WHETHER A CIRCUIT COURT FAILS TO APPLY THE CORRECT LAW BY REJECTING AS NON-CREDIBLE THE ENTIRETY OF AN ARRESTING OFFICER’S TESTIMONY AND REPORT CONCERNING A TRAFFIC STOP, UPON WHICH THE HEARING OFFICER’S FACTUAL FINDINGS RELIED, BASED SOLELY ON THE CIRCUIT COURT’S OWN INDEPENDENT REVIEW AND ASSESSMENT OF EVENTS ON THE VIDEO OF A TRAFFIC STOP?

PETITION GRANTED.

LEWIS, C.J., concurs. VAN NORTWICK, J„ dissents.

. See Dep’t of High. Saf. & Motor Veh. v. Edenfield, 58 So.3d 904, 906 (Fla. 1st DCA 2011) ("Clearly established law can be derived not only from case law dealing with the same issue of law, but also from an interpretation or application of a statute, a procedural rule, or a constitution provision.”).

. See Dusseau, 794 So.2d at 1273 (discussing Irvine v. Duval Cnty. Planning Comm'n, 495 So.2d 167 (Fla. 1986)).

. An example is that the circuit court erroneously relied upon a portion of the report dealing with a lane change that the officer on his own accord had voluntarily admitted was an error. The hearing officer — who actually heard the officer make this correction — was *466in the superior position to pass judgment on this factual point; indeed, it made no finding of fact on the lane change issue, it playing no role in the hearing officer’s order.

. The Department submitted an affidavit stating that Trimble was arrested at 11:40 p.m. but inconsistently stating that a request and warning was given to Trimble at 12:45 a.m.; a printout from the Breathalyzer that reflected a refusal occurred at 12:47 a.m.; and an officer’s report said a warning was given at 12:50 a.m. 821 So.2d at 1086.

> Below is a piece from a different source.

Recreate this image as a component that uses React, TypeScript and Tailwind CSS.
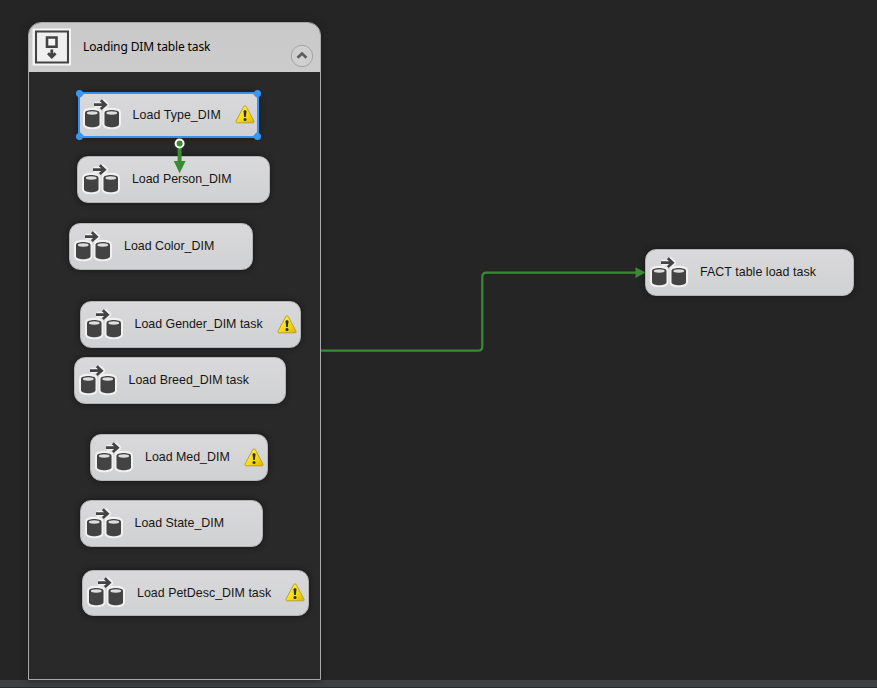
import React from "react";

type Task = { label: string; box: string; text: string; warning?: boolean; selected?: boolean };

const sans = "font-['Liberation_Sans',Arial,sans-serif] text-[12.4px]";
const noto = "font-['Noto_Sans',sans-serif] text-[12px]";

const tasks: Task[] = [
  { label: "Load Type_DIM", box: "left-[77.5px] top-[91.5px] w-[181.5px]", text: `${sans} tracking-[0.08px]`, warning: true, selected: true },
  { label: "Load Person_DIM", box: "left-[77px] top-[156px] w-[193px]", text: `${sans} tracking-[-0.02px]` },
  { label: "Load Color_DIM", box: "left-[69px] top-[223px] w-[184px]", text: `${sans} tracking-[0px]` },
  { label: "Load Gender_DIM task", box: "left-[79.5px] top-[301px] w-[221px]", text: `${sans} tracking-[0px]`, warning: true },
  { label: "Load Breed_DIM task", box: "left-[73.5px] top-[357px] w-[212.5px]", text: `${sans} tracking-[0.03px]` },
  { label: "Load Med_DIM", box: "left-[90px] top-[434px] w-[178px]", text: `${sans} tracking-[0px]`, warning: true },
  { label: "Load State_DIM", box: "left-[79.5px] top-[500px] w-[183px]", text: `${sans} tracking-[0px]` },
  { label: "Load PetDesc_DIM task", box: "left-[82px] top-[569.5px] w-[227px]", text: `${sans} tracking-[0.03px]`, warning: true },
  { label: "FACT table load task", box: "left-[645px] top-[249px] w-[209px]", text: `${sans} tracking-[0.06px]` },
];

function Cylinder({ x }: { x: number }) {
  return (
    <g transform={`translate(${x} 10.7)`}>
      <path d="M0 3C0-.7 14.5-.7 14.5 3V14.5C14.5 18.5 0 18.5 0 14.5Z" fill="#434343" />
      <ellipse cx="7.25" cy="3.3" rx="5.4" ry="1.7" fill="#dedede" />
    </g>
  );
}

function DataFlowIcon() {
  return (
    <svg width="38" height="32" viewBox="0 0 38 32" className="mt-[1px] shrink-0 overflow-visible">
      <g fill="#f1f1f1" stroke="#f1f1f1" strokeWidth="4" strokeLinejoin="round">
        <path d="M2 13.7C2 9.7 16.5 9.7 16.5 13.7V25.2C16.5 29.2 2 29.2 2 25.2Z" />
        <path d="M21.5 13.7C21.5 9.7 36 9.7 36 13.7V25.2C36 29.2 21.5 29.2 21.5 25.2Z" />
        <path d="M11.5 5.7H23M19 2L23 5.7L19 9.5" fill="none" strokeWidth="6" />
      </g>
      <path d="M11 5.7H23M17.8 1.3L22.6 5.7L17.8 10.1" fill="none" stroke="#434343" strokeWidth="2.7" />
      <Cylinder x={2} />
      <Cylinder x={21.5} />
    </svg>
  );
}

function WarningIcon() {
  return (
    <svg width="20" height="19" viewBox="0 0 20 19" className="ml-auto shrink-0">
      <defs>
        <linearGradient id="warn" x1="0" y1="0" x2="1" y2="1">
          <stop offset="0" stopColor="#fff56a" />
          <stop offset=".55" stopColor="#f5df0c" />
          <stop offset="1" stopColor="#d8b400" />
        </linearGradient>
      </defs>
      <path d="M10 .8C10.8 .8 11.1 1.3 11.5 2.1L18.9 16C19.4 17.2 19 17.8 18 17.8H2C1 17.8.6 17.2 1.1 16L8.5 2.1C8.9 1.3 9.2 .8 10 .8Z" fill="url(#warn)" stroke="#b8982a" strokeWidth=".9" />
      <path d="M8.5 6.5C8.5 4.7 11.5 4.7 11.5 6.5L10.8 12H9.2Z" fill="#302c28" />
      <circle cx="10" cy="14.4" r="1.5" fill="#302c28" />
    </svg>
  );
}

function TaskNode({ task }: { task: Task }) {
  return (
    <div
      className={`absolute flex h-[46.5px] items-center rounded-[11px] border border-[#b4b4b5] bg-linear-to-b from-[#d9d9db] to-[#d0d1d2] pr-[3px] pl-[4px] shadow-[0_0_5px_1px_#1b1b1b] ${task.box}`}
    >
      <DataFlowIcon />
      <span className={`ml-[12px] whitespace-nowrap leading-[16px] text-[#161616] ${task.text}`}>{task.label}</span>
      {task.warning && <WarningIcon />}
      {task.selected && (
        <div className="absolute -inset-[1px] border-2 border-[#3294f0]">
          <i className="absolute -top-[4px] -left-[4px] size-[7px] rounded-full bg-[#3399ff]" />
          <i className="absolute -top-[4px] -right-[4px] size-[7px] rounded-full bg-[#3399ff]" />
          <i className="absolute -bottom-[4px] -left-[4px] size-[7px] rounded-full bg-[#3399ff]" />
          <i className="absolute -right-[4px] -bottom-[4px] size-[7px] rounded-full bg-[#3399ff]" />
        </div>
      )}
    </div>
  );
}

function Container() {
  return (
    <section className="absolute top-[22px] left-[28px] flex h-[658px] w-[293px] flex-col overflow-hidden rounded-t-[13px] border border-[#a9a9a9] bg-[#292929] shadow-[0_0_6px_#1c1c1c]">
      <header className="flex h-[49px] shrink-0 bg-linear-to-b from-[#c9c9c9] to-[#cccccc]">
        <svg width="40" height="38" viewBox="0 0 40 38" className="mt-[5px] ml-[3px]">
          <path d="M.5 .5H39V37.5H.5Z" fill="#f5f5f5" />
          <path d="M4 3.5H36V34.5H4Z" fill="#efeff0" stroke="#434343" strokeWidth="2.1" />
          <path d="M15 9.5H24.5V18.7H15Z" fill="#f7f7f7" stroke="#434343" strokeWidth="2.6" />
          <path d="M19.8 21.5V29M16 25.2L19.8 29L23.6 25.2" fill="none" stroke="#434343" strokeWidth="2.8" />
        </svg>
        <h1 className={`mt-[16px] ml-[11px] whitespace-nowrap leading-[16px] tracking-[-0.13px] text-black ${noto}`}>Loading DIM table task</h1>
        <svg width="24" height="24" viewBox="0 0 24 24" className="mt-[21px] mr-[6px] ml-auto">
          <circle cx="12" cy="12" r="10.7" fill="#cfcfcf" stroke="#a4a4a4" />
          <path d="M7.5 13.8L12 9.5L16.5 13.8" fill="none" stroke="#5d5d5d" strokeWidth="2.7" />
        </svg>
      </header>
    </section>
  );
}

export default function App() {
  return (
    <div className="flex h-[688px] w-[877px] flex-col overflow-hidden bg-[#252525]">
      <main className="relative h-[680px]">
        <Container />
        {tasks.map((task) => (
          <TaskNode key={task.label} task={task} />
        ))}
        <svg width="877" height="680" viewBox="0 0 877 680" className="pointer-events-none absolute inset-0">
          <path d="M321 350.7H478Q482.3 350.7 482.3 346.5V277Q482.3 272.6 486.5 272.6H637" fill="none" stroke="#388a34" strokeWidth="2.2" />
          <path d="M635.5 267.3L645.5 272.6L635.5 278Z" fill="#388a34" />
          <path d="M179.6 145V163" stroke="#388a34" strokeWidth="4" />
          <path d="M173.8 161H185.6L179.6 173.3Z" fill="#388a34" />
          <circle cx="179.6" cy="143.5" r="4" fill="#388a34" stroke="white" strokeWidth="2" />
        </svg>
      </main>
      <footer className="h-[8px] border-b border-[#28282a] bg-[#3d4144]" />
    </div>
  );
}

. See also Dep't of High. Saf. & Motor Veh. v. Colling,-So.3d-, 2014 WL 2532406, 39 Fla. L. Weekly D1195 (Fla. 5th DCA June 6, 2014) (hearing officer’s decision between two documents with inconsistent blood alcohol readings "amounted to nothing more than a ‘flip of a coin’ under the most favorable interpretation of the record” rendering it an "arbitrary choice of one document over another [that] does not meet the substantial, competent evidence test.”) (citing Trimble).